DHL Express will invest several hundred million euros more in its Leipzig hub to increase capacity and speed up handling in the years to come, senior executives said today.
DHL Express Europe CEO John Pearson told international journalists, including CEP-Research, at the facility that the company has so far invested about €510 million in its European air express hub, which opened in 2008.
This includes €300 million for the original 48,000 sqm warehouse facility, which can handle 60,000 parcels and 43,000 documents per hour, and €48 million of subsequent investments in a ULD stacker and ramp upgrading.
Under a further €150 million expansion project which started in early 2014, the physical size of the hub will be doubled with construction of a new 40,000 sqm warehouse alongside the existing one, and automated sorting capacity will be increased by 50% to more than 150,000 shipments per hour. The first stage, for manual handling of large and heavy ‘non-conveyable’ shipments, went into operation last autumn.
Outlining the next operational phases for the ‘Terminal 2’, Roy Hughes, EVP Network Operations & Aviation, told CEP-Research that the next section will be opened in November this year, giving capacity to handle 35,000 – 40,000 more conveyable shipments per hour as well as 6,000 – 6,500 ‘non-conveyables’. A further section will open in the second quarter of 2016, further increasing conveyables’ automatic sorting capacity.
In 2017, DHL Express will then put into operation a pioneering automatic sorting system for non-conveyables weighing up to 170kgs, which will handle about 70% of these volumes at the hub. “This will reduce their average hub handling time from 35 minutes to just 10 minutes,” Hughes explained.

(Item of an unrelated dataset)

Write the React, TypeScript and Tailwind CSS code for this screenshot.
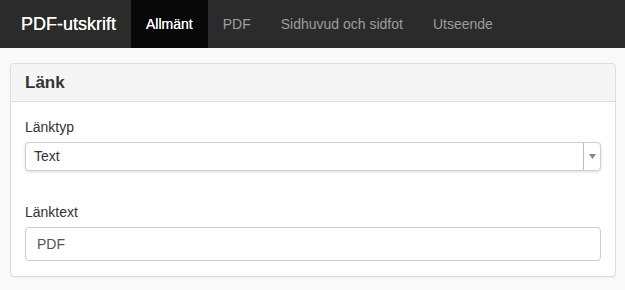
export default function App() {
  const tabs = [
    { label: "Allmänt", active: true },
    { label: "PDF", active: false },
    { label: "Sidhuvud och sidfot", active: false },
    { label: "Utseende", active: false },
  ];

  return (
    <div className="min-h-screen w-full bg-[#f9f9f9] font-['Liberation_Sans',Arial,sans-serif] text-[#333]">
      {/* navbar */}
      <nav className="flex h-[48px] items-stretch bg-[#2b2b2b]">
        <div className="flex items-center pl-[21px] pr-[15px] text-[18px] text-white [text-shadow:0_0_0.4px_#fff]">
          PDF-utskrift
        </div>
        <ul className="flex items-stretch">
          {tabs.map((tab) => (
            <li
              key={tab.label}
              className={
                tab.active
                  ? "flex items-center bg-[#080808] px-[15px] text-[14px] text-white [text-shadow:0_0_0.5px_#fff]"
                  : "flex items-center px-[15px] text-[14px] text-[#9d9d9d]"
              }
            >
              {tab.label}
            </li>
          ))}
        </ul>
      </nav>

      <main className="ml-[10px] mr-[9px] mt-[15px]">
        {/* panel */}
        <section className="rounded-[4px] border border-[#dddddd] bg-white shadow-[0_1px_1px_rgba(0,0,0,0.05)]">
          <div className="flex h-[38px] items-center rounded-t-[4px] border-b border-[#dddddd] bg-[#f5f5f5] px-[14px]">
            <h2 className="text-[17px] font-bold text-[#333]">Länk</h2>
          </div>

          <div className="flex flex-col px-[14px] pb-[15px] pt-[15px]">
            <label className="text-[14px] leading-[20px]">Länktyp</label>
            <div className="mt-[5px] flex h-[29px] items-stretch rounded-[4px] border border-[#cfcfcf] bg-white shadow-[0_1px_3px_rgba(0,0,0,0.15)]">
              <div className="flex flex-1 items-center pl-[8px] text-[14px] text-[#333]">
                Text
              </div>
              <div className="flex w-[17px] items-center justify-center border-l border-[#bbbbbb]">
                <svg width="7" height="5" viewBox="0 0 7 5">
                  <path d="M0 0 L7 0 L3.5 5 Z" fill="#888" />
                </svg>
              </div>
            </div>

            <label className="mt-[31px] text-[14px] leading-[20px]">Länktext</label>
            <div className="mt-[5px] flex h-[34px] items-center rounded-[4px] border border-[#cccccc] bg-white px-[11px] text-[14px] text-[#555]">
              PDF
            </div>
          </div>
        </section>
      </main>
    </div>
  );
}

The company will decide shortly which of two leading European suppliers will be contracted to provide this system, expected to cost about €60 – 70 million.
In a further stage, a 12,000 sqm ‘Terminal 3’ will be opened to handle ‘Air Capacity Sales’, taking total warehouse floorspace at the Leipzig hub to 100,000 sqm. This section will handle air freight shipments that ‘fill up’ spare capacity on the express flights.
Overall, Hughes said, DHL Express has committed itself to about €430 million worth of investments at the Leipzig hub over the next two decades, including the current spending on the Terminal 2 and 3 extensions, the non-conveyables sorting system and undisclosed future measures.
This would take DHL’s overall investment at the Leipzig hub to some €730 million.